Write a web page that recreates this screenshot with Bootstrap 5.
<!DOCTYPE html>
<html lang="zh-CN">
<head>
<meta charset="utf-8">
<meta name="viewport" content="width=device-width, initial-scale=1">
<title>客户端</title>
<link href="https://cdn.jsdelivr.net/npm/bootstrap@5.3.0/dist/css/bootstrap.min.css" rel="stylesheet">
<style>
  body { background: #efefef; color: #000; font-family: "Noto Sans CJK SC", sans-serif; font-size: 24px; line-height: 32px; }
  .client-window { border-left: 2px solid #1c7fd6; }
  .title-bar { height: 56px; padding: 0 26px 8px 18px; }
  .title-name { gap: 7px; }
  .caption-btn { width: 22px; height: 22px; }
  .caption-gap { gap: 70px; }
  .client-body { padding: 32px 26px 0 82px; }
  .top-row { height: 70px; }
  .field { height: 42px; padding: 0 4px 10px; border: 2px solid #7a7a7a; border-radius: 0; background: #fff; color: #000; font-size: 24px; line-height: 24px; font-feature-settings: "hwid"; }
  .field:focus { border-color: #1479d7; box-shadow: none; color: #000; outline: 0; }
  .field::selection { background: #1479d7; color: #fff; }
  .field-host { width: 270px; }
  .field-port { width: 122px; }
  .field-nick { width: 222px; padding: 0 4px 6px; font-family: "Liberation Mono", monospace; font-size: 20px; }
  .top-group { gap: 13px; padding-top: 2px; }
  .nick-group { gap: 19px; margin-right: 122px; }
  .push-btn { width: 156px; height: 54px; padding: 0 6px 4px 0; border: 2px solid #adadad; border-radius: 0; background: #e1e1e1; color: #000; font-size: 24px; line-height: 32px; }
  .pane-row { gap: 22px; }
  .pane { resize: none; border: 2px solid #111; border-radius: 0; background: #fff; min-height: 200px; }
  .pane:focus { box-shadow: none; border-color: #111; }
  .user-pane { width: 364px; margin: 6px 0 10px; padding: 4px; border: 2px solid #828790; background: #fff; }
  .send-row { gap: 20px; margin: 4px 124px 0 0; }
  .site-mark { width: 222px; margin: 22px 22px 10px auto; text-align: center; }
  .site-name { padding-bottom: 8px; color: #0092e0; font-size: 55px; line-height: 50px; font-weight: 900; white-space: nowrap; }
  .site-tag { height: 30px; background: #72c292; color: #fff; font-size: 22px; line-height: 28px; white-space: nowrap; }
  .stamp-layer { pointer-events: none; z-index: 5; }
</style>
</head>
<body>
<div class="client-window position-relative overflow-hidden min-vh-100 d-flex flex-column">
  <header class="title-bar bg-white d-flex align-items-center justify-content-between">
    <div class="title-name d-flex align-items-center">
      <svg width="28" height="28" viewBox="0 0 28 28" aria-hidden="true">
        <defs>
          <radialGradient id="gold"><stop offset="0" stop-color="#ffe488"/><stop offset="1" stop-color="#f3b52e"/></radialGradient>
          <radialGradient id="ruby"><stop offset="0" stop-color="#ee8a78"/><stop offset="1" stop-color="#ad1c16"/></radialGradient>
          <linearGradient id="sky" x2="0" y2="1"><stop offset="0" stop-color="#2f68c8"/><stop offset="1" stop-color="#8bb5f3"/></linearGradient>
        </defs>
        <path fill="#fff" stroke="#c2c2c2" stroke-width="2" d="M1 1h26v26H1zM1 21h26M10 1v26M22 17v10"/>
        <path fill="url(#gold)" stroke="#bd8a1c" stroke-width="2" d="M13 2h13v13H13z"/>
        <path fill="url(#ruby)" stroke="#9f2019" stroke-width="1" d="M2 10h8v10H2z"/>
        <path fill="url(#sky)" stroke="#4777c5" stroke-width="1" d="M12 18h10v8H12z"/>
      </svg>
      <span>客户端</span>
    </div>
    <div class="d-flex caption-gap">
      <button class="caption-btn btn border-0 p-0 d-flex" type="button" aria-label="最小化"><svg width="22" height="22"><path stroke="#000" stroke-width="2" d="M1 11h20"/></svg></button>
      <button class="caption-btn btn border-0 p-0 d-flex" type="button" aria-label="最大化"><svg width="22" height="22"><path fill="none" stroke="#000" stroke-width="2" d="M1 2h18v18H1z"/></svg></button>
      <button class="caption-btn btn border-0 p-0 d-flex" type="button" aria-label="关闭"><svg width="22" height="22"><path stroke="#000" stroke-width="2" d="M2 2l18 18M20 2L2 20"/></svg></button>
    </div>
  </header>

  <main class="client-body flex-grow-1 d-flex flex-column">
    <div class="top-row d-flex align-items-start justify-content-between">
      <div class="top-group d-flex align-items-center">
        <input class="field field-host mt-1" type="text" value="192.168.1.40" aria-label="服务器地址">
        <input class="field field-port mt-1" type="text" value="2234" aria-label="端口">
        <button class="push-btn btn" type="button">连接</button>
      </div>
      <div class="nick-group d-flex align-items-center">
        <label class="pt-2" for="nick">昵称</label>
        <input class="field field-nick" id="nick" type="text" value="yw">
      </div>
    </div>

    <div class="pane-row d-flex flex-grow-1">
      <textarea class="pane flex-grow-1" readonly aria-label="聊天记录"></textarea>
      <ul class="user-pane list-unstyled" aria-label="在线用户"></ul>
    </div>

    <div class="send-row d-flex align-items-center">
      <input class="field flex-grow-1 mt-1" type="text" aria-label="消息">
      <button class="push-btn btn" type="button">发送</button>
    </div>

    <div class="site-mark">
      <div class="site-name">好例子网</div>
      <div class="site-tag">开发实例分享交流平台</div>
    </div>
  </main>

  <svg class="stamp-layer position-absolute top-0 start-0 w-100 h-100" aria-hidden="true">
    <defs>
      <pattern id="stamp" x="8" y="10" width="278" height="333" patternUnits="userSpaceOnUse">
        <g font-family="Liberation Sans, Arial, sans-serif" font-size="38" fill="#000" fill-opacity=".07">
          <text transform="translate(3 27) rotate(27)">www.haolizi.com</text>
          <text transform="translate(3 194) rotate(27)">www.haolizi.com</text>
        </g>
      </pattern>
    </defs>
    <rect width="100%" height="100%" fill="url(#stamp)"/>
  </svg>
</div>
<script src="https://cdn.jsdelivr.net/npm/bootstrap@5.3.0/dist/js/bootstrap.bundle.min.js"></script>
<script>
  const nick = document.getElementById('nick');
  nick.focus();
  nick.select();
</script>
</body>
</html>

----

▸ Stated exercise
Repeat the whole listing exactly, keeping every line intact.

▸ Response to the task
Write a web page that recreates this screenshot with Bootstrap 5.
<!DOCTYPE html>
<html lang="zh-CN">
<head>
<meta charset="utf-8">
<meta name="viewport" content="width=device-width, initial-scale=1">
<title>客户端</title>
<link href="https://cdn.jsdelivr.net/npm/bootstrap@5.3.0/dist/css/bootstrap.min.css" rel="stylesheet">
<style>
  body { background: #efefef; color: #000; font-family: "Noto Sans CJK SC", sans-serif; font-size: 24px; line-height: 32px; }
  .client-window { border-left: 2px solid #1c7fd6; }
  .title-bar { height: 56px; padding: 0 26px 8px 18px; }
  .title-name { gap: 7px; }
  .caption-btn { width: 22px; height: 22px; }
  .caption-gap { gap: 70px; }
  .client-body { padding: 32px 26px 0 82px; }
  .top-row { height: 70px; }
  .field { height: 42px; padding: 0 4px 10px; border: 2px solid #7a7a7a; border-radius: 0; background: #fff; color: #000; font-size: 24px; line-height: 24px; font-feature-settings: "hwid"; }
  .field:focus { border-color: #1479d7; box-shadow: none; color: #000; outline: 0; }
  .field::selection { background: #1479d7; color: #fff; }
  .field-host { width: 270px; }
  .field-port { width: 122px; }
  .field-nick { width: 222px; padding: 0 4px 6px; font-family: "Liberation Mono", monospace; font-size: 20px; }
  .top-group { gap: 13px; padding-top: 2px; }
  .nick-group { gap: 19px; margin-right: 122px; }
  .push-btn { width: 156px; height: 54px; padding: 0 6px 4px 0; border: 2px solid #adadad; border-radius: 0; background: #e1e1e1; color: #000; font-size: 24px; line-height: 32px; }
  .pane-row { gap: 22px; }
  .pane { resize: none; border: 2px solid #111; border-radius: 0; background: #fff; min-height: 200px; }
  .pane:focus { box-shadow: none; border-color: #111; }
  .user-pane { width: 364px; margin: 6px 0 10px; padding: 4px; border: 2px solid #828790; background: #fff; }
  .send-row { gap: 20px; margin: 4px 124px 0 0; }
  .site-mark { width: 222px; margin: 22px 22px 10px auto; text-align: center; }
  .site-name { padding-bottom: 8px; color: #0092e0; font-size: 55px; line-height: 50px; font-weight: 900; white-space: nowrap; }
  .site-tag { height: 30px; background: #72c292; color: #fff; font-size: 22px; line-height: 28px; white-space: nowrap; }
  .stamp-layer { pointer-events: none; z-index: 5; }
</style>
</head>
<body>
<div class="client-window position-relative overflow-hidden min-vh-100 d-flex flex-column">
  <header class="title-bar bg-white d-flex align-items-center justify-content-between">
    <div class="title-name d-flex align-items-center">
      <svg width="28" height="28" viewBox="0 0 28 28" aria-hidden="true">
        <defs>
          <radialGradient id="gold"><stop offset="0" stop-color="#ffe488"/><stop offset="1" stop-color="#f3b52e"/></radialGradient>
          <radialGradient id="ruby"><stop offset="0" stop-color="#ee8a78"/><stop offset="1" stop-color="#ad1c16"/></radialGradient>
          <linearGradient id="sky" x2="0" y2="1"><stop offset="0" stop-color="#2f68c8"/><stop offset="1" stop-color="#8bb5f3"/></linearGradient>
        </defs>
        <path fill="#fff" stroke="#c2c2c2" stroke-width="2" d="M1 1h26v26H1zM1 21h26M10 1v26M22 17v10"/>
        <path fill="url(#gold)" stroke="#bd8a1c" stroke-width="2" d="M13 2h13v13H13z"/>
        <path fill="url(#ruby)" stroke="#9f2019" stroke-width="1" d="M2 10h8v10H2z"/>
        <path fill="url(#sky)" stroke="#4777c5" stroke-width="1" d="M12 18h10v8H12z"/>
      </svg>
      <span>客户端</span>
    </div>
    <div class="d-flex caption-gap">
      <button class="caption-btn btn border-0 p-0 d-flex" type="button" aria-label="最小化"><svg width="22" height="22"><path stroke="#000" stroke-width="2" d="M1 11h20"/></svg></button>
      <button class="caption-btn btn border-0 p-0 d-flex" type="button" aria-label="最大化"><svg width="22" height="22"><path fill="none" stroke="#000" stroke-width="2" d="M1 2h18v18H1z"/></svg></button>
      <button class="caption-btn btn border-0 p-0 d-flex" type="button" aria-label="关闭"><svg width="22" height="22"><path stroke="#000" stroke-width="2" d="M2 2l18 18M20 2L2 20"/></svg></button>
    </div>
  </header>

  <main class="client-body flex-grow-1 d-flex flex-column">
    <div class="top-row d-flex align-items-start justify-content-between">
      <div class="top-group d-flex align-items-center">
        <input class="field field-host mt-1" type="text" value="192.168.1.40" aria-label="服务器地址">
        <input class="field field-port mt-1" type="text" value="2234" aria-label="端口">
        <button class="push-btn btn" type="button">连接</button>
      </div>
      <div class="nick-group d-flex align-items-center">
        <label class="pt-2" for="nick">昵称</label>
        <input class="field field-nick" id="nick" type="text" value="yw">
      </div>
    </div>

    <div class="pane-row d-flex flex-grow-1">
      <textarea class="pane flex-grow-1" readonly aria-label="聊天记录"></textarea>
      <ul class="user-pane list-unstyled" aria-label="在线用户"></ul>
    </div>

    <div class="send-row d-flex align-items-center">
      <input class="field flex-grow-1 mt-1" type="text" aria-label="消息">
      <button class="push-btn btn" type="button">发送</button>
    </div>

    <div class="site-mark">
      <div class="site-name">好例子网</div>
      <div class="site-tag">开发实例分享交流平台</div>
    </div>
  </main>

  <svg class="stamp-layer position-absolute top-0 start-0 w-100 h-100" aria-hidden="true">
    <defs>
      <pattern id="stamp" x="8" y="10" width="278" height="333" patternUnits="userSpaceOnUse">
        <g font-family="Liberation Sans, Arial, sans-serif" font-size="38" fill="#000" fill-opacity=".07">
          <text transform="translate(3 27) rotate(27)">www.haolizi.com</text>
          <text transform="translate(3 194) rotate(27)">www.haolizi.com</text>
        </g>
      </pattern>
    </defs>
    <rect width="100%" height="100%" fill="url(#stamp)"/>
  </svg>
</div>
<script src="https://cdn.jsdelivr.net/npm/bootstrap@5.3.0/dist/js/bootstrap.bundle.min.js"></script>
<script>
  const nick = document.getElementById('nick');
  nick.focus();
  nick.select();
</script>
</body>
</html>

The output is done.